Track down the lines that contain "this" and copy them.

begin

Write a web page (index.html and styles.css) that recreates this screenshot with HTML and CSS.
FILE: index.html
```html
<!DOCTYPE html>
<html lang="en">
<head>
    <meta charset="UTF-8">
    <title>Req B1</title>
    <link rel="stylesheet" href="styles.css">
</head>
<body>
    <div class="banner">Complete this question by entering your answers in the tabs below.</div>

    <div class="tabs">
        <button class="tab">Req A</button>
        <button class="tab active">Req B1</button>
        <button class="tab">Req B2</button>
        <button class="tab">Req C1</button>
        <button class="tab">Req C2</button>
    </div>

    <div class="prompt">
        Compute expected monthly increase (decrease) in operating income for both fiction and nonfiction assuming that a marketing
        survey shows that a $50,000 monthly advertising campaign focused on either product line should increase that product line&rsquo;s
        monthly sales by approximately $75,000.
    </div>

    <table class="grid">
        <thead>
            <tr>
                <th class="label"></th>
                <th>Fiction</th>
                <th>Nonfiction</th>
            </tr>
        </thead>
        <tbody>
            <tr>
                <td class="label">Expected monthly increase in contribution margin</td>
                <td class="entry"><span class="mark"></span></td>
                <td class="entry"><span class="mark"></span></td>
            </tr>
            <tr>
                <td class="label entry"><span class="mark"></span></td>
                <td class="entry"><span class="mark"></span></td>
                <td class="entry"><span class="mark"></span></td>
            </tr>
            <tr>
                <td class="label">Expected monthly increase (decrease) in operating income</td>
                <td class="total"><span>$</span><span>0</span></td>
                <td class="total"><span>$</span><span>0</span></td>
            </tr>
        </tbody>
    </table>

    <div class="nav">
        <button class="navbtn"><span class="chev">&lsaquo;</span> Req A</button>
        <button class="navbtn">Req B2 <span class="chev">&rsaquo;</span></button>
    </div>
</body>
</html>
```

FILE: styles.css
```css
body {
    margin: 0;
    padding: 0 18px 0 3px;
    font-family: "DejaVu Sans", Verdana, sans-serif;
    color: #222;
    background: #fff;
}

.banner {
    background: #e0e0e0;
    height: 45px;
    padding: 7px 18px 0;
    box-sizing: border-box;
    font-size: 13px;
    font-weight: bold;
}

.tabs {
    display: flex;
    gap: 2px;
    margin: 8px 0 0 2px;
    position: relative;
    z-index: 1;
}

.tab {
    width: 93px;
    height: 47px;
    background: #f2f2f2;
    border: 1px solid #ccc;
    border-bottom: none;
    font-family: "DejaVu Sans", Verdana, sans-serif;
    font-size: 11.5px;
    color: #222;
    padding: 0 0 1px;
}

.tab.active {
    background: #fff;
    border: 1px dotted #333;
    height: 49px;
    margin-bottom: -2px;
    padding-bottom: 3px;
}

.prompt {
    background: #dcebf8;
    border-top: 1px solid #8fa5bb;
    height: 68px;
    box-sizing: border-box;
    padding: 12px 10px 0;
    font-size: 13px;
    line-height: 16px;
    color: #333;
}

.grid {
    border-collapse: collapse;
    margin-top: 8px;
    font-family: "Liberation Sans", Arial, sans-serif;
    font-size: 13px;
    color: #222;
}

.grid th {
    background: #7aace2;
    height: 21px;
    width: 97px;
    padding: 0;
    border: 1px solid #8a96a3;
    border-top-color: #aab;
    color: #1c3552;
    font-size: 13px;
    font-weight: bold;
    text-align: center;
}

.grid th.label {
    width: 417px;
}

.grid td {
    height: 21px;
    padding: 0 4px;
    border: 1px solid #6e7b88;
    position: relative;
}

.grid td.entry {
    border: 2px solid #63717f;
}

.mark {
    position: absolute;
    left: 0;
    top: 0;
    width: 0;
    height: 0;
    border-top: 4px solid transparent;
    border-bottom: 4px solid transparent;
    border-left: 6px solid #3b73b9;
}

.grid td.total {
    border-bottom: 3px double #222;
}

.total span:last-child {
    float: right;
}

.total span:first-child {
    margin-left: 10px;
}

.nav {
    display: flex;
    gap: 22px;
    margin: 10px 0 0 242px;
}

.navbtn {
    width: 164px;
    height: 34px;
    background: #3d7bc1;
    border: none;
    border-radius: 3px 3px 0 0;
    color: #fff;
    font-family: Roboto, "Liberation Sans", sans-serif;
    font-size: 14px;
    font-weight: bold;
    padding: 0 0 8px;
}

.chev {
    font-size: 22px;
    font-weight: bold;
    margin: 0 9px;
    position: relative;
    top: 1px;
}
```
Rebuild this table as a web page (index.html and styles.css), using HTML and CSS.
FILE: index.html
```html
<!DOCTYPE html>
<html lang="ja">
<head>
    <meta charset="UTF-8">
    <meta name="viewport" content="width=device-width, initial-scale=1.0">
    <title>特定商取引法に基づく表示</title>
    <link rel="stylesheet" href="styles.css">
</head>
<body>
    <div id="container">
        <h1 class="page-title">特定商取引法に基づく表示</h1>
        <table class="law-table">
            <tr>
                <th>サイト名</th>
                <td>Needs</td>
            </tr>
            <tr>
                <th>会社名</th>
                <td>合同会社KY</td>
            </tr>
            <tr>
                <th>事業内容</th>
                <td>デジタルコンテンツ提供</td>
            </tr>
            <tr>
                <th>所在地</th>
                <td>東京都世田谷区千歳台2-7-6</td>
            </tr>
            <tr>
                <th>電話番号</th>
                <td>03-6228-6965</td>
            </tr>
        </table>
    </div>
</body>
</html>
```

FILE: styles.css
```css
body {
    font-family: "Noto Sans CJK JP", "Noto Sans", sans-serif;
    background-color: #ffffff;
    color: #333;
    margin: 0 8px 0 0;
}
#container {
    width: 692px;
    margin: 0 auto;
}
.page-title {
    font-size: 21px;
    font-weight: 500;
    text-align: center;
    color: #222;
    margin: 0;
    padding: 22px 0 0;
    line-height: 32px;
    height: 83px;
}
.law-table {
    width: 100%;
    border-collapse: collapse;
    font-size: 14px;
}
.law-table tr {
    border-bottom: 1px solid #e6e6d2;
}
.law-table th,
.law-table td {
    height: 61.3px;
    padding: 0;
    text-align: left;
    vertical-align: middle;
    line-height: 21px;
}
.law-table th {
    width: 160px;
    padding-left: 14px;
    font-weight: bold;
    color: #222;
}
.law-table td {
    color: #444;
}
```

end
begin

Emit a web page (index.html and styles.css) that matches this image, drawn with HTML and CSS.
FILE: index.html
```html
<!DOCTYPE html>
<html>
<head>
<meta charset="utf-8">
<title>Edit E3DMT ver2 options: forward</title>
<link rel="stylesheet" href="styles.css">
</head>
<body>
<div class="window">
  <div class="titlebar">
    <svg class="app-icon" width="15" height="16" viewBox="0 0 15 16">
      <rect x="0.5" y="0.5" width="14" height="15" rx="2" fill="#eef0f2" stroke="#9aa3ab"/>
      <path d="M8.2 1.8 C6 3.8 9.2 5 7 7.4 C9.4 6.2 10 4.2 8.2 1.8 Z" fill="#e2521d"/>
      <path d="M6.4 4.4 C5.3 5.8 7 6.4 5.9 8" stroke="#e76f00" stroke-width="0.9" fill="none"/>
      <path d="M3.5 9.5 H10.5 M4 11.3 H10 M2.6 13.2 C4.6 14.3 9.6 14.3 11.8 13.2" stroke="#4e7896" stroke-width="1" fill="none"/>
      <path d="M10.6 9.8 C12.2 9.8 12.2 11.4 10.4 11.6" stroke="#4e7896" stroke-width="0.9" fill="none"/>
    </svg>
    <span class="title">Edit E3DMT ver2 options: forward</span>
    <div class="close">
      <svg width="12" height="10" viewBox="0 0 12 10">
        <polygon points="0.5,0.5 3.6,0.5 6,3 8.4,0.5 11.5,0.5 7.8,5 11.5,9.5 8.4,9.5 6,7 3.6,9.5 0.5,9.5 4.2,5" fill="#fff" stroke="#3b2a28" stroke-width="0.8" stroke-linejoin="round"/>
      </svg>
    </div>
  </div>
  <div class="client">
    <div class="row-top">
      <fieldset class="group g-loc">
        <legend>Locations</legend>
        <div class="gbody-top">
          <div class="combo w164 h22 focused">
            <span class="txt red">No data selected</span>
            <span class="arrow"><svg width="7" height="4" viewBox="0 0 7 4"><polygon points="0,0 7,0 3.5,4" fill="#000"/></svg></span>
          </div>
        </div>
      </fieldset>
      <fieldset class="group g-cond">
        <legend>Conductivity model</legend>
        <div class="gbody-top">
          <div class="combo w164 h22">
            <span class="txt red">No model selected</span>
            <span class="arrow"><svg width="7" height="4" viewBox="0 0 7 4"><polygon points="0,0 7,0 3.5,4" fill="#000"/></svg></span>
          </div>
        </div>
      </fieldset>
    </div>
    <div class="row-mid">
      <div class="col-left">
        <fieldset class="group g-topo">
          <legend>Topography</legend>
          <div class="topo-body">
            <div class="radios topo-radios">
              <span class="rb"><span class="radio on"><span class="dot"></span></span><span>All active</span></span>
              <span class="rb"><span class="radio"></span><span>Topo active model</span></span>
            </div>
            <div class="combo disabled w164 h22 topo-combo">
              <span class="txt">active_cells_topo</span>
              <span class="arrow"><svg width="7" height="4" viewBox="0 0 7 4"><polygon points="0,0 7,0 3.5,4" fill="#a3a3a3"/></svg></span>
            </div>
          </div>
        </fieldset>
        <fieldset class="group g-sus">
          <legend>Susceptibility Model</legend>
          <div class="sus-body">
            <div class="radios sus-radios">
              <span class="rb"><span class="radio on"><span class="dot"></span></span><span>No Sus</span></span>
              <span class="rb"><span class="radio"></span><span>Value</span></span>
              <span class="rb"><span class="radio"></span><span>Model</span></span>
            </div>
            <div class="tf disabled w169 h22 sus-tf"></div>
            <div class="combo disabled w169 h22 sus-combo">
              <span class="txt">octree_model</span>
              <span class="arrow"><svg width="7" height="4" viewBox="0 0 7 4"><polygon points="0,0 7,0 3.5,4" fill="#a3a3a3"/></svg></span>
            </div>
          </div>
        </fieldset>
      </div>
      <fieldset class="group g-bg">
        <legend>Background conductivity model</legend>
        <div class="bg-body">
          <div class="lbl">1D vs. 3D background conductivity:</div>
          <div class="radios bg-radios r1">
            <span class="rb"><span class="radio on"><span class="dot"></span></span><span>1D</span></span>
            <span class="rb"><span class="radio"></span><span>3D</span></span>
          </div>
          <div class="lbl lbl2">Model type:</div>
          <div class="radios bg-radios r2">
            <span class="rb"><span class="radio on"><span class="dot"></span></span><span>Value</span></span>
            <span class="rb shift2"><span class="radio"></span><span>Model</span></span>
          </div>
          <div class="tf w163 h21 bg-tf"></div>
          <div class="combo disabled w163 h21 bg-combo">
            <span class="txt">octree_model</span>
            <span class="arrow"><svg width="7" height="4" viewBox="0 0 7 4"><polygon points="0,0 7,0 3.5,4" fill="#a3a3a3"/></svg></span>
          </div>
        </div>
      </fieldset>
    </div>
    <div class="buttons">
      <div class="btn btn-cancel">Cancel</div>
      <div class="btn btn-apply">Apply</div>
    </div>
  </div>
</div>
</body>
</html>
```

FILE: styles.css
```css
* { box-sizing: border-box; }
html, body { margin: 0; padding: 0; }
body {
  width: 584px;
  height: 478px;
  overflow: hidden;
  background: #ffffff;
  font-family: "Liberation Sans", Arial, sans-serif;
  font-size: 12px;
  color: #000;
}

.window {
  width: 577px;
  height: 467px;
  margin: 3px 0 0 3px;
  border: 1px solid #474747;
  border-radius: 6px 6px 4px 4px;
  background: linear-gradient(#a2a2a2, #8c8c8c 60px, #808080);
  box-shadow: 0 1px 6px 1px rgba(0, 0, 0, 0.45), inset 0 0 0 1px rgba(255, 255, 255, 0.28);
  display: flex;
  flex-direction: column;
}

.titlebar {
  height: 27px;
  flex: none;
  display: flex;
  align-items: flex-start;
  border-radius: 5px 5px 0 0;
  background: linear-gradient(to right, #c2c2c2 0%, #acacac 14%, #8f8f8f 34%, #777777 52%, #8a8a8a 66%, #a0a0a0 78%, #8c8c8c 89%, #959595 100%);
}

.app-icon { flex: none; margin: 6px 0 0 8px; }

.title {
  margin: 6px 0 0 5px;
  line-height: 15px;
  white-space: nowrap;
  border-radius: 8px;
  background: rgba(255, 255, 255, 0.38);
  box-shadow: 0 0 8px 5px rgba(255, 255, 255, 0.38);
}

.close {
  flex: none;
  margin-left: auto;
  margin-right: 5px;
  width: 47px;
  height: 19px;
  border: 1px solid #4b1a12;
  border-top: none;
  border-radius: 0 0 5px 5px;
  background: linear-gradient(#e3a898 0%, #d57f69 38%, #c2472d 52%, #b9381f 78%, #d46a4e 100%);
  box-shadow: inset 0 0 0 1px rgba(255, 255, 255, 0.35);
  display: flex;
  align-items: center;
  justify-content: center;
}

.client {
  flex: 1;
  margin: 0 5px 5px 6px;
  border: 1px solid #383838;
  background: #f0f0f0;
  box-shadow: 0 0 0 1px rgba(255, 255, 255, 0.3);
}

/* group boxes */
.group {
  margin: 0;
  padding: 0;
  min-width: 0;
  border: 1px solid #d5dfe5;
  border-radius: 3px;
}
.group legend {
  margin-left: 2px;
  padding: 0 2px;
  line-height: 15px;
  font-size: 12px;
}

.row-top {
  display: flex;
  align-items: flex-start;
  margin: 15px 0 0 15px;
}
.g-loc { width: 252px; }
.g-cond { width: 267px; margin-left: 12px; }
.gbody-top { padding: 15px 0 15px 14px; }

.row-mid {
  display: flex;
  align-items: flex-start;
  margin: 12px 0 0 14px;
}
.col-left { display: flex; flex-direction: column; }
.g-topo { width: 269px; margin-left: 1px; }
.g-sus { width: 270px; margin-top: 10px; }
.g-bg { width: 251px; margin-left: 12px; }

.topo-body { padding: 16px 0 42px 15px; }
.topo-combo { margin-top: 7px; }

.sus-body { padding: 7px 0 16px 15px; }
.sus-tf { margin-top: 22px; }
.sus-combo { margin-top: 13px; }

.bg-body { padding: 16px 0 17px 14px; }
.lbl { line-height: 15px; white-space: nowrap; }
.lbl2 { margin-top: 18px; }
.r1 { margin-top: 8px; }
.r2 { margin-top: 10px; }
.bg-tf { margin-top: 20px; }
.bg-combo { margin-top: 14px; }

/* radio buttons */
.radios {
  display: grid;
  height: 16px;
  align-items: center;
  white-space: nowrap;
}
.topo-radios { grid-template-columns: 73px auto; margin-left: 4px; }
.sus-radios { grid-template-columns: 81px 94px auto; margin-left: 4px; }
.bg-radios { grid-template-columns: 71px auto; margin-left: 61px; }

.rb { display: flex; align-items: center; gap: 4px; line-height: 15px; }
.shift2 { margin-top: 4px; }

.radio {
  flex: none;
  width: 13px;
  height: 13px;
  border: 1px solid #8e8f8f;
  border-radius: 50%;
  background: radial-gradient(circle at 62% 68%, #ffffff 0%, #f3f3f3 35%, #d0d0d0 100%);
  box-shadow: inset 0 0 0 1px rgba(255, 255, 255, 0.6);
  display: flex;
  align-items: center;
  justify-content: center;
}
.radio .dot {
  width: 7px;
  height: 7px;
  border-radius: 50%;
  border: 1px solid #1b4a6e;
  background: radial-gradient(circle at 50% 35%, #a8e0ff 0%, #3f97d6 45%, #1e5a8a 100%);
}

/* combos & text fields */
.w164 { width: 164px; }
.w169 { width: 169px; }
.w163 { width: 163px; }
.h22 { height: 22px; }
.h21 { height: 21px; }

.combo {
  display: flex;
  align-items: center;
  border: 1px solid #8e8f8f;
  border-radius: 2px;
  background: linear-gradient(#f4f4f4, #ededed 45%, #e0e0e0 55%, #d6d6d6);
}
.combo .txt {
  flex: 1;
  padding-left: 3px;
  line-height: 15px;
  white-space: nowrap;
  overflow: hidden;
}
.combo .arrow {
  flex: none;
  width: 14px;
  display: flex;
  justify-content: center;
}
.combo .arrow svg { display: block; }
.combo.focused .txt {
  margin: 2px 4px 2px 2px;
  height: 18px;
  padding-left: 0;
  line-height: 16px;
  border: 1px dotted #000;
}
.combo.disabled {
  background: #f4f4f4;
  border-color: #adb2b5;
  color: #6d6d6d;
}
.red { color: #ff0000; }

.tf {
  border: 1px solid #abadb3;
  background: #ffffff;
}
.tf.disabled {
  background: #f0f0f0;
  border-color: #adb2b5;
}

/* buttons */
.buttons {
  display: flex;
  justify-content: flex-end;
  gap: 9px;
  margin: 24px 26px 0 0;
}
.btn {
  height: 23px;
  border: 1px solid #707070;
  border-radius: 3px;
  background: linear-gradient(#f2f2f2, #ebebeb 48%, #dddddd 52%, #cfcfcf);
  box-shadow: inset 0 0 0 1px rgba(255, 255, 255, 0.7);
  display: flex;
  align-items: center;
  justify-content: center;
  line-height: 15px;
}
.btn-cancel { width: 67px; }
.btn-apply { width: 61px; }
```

end

The response
Write a web page (index.html and styles.css) that recreates this screenshot with HTML and CSS.
    <div class="banner">Complete this question by entering your answers in the tabs below.</div>
Rebuild this table as a web page (index.html and styles.css), using HTML and CSS.
Emit a web page (index.html and styles.css) that matches this image, drawn with HTML and CSS.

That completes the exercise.